The agreement involves developing two offshore fields in Block NC-41, north of Libya and ENI said they would start pumping gas in 2026, and estimated to reach 750 million cubic feet per day, the Italian firm said in a statement.

Meloni, who attended the signing ceremony, called the deal “significant and historic” and said it will help Europe securing energy sources.

“Libya is clearly for us a strategic economic partner,″ Meloni said.

Saturday’s deal is likely to deepen the rift between the rival Libyan administrations in the east and west, similar to previous oil and military deals between Tripoli and Ankara. It has already exposed fractions within the Dbeibah’s government.

Oil Minister Mohamed Aoun, who did not attend the signing, criticized the deal on a local TV, saying it was “illegal” and claiming that NOC did not consult with his ministry.

Bengdara did not address Aoun’s criticism during his conference but said those who reject the deal could challenge it in court.

ENI has continued to operate in Libya despite ongoing security issues, producing gas mostly for the domestic market. Last year, Libya delivered just 2.63 billion cubic meters to Italy through the Greenstream pipeline—well below the annual levels of 8 billion cubic meters before Libya’s decline in 2011.

Instability, increased domestic demand and underinvestment has hampered Libya’s gas deliveries abroad, according to Matteo Villa of the Milan-based ISPI think tank. New deals “are important in terms of image,” Villa said.
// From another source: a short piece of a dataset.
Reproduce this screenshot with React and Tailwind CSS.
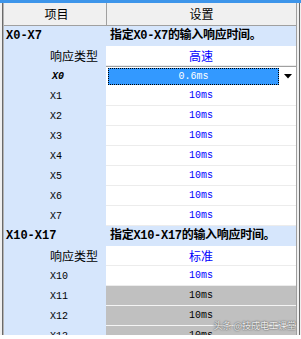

Also, because of Moscow’s war on Ukraine, Italy has moved to reduce dependence on Russian natural gas. Last year, Italy reduced imports by two-thirds, to 11 billion cubic meters.

Meloni is the top European official to visit oil-rich Libya since the country failed to hold presidential and parliamentary elections in December 2021. That prompted Libya’s east-based parliament to appoint a rival government after Dbeibah refused to step down.

Libya has for most of the past decade been ruled by rival governments—one based in the country’s east, and the other in Tripoli, in the west. The country descended into chaos following the 2011 NATO-backed uprising turned civil war that toppled and later killed longtime autocratic ruler Moammar Gadhafi.

Piantedosi’s presence during the visit signaled that migration is a top concern in Meloni’s trip. The interior minister has been spearheading the government’s crackdown on charity rescue boats operating off Libya, initially denying access to ports and more recently, assigning ports in northern Italy, requiring days of navigation.

At a joint news conference with Meloni later Saturday, Dbeibah said that Italy would provide five “fully equipped” boats to Libya’s coast guard to help stem the flow of migrants to the European shores.

Alarm Phone, an activist network that helps bring rescuers to distressed migrants at sea, criticized Italy’s move to provide the patrol boats.

“While this is nothing new, it is worrying,” the group said in an email to The Associated Press. “This will inevitably lead to more people being abducted at sea and forced to return to places they had sought to escape from.”

Jalel Harchaoui, a Libya expert and an associate fellow at the Royal United Services Institute, said that Meloni needs to show “some kind of a step-up, compared to her predecessor in terms of migration and energy policy in Libya.”

But “it will be difficult to improve upon Rome’s existing western Libya tactics, which have been chugging along,” he said.

The North African nation has also become a hub for African and Middle Eastern migrants seeking to travel to Europe, with Italy receiving tens of thousands every year.

Successive Italian governments and the European Union have supported the Libyan coast guard and militias loyal to Tripoli in hopes of curbing such perilous sea crossings.

The United Nations and rights groups, however, say those European policies leave migrants at the mercy of armed groups or confined in squalid detention centers rife with abuse.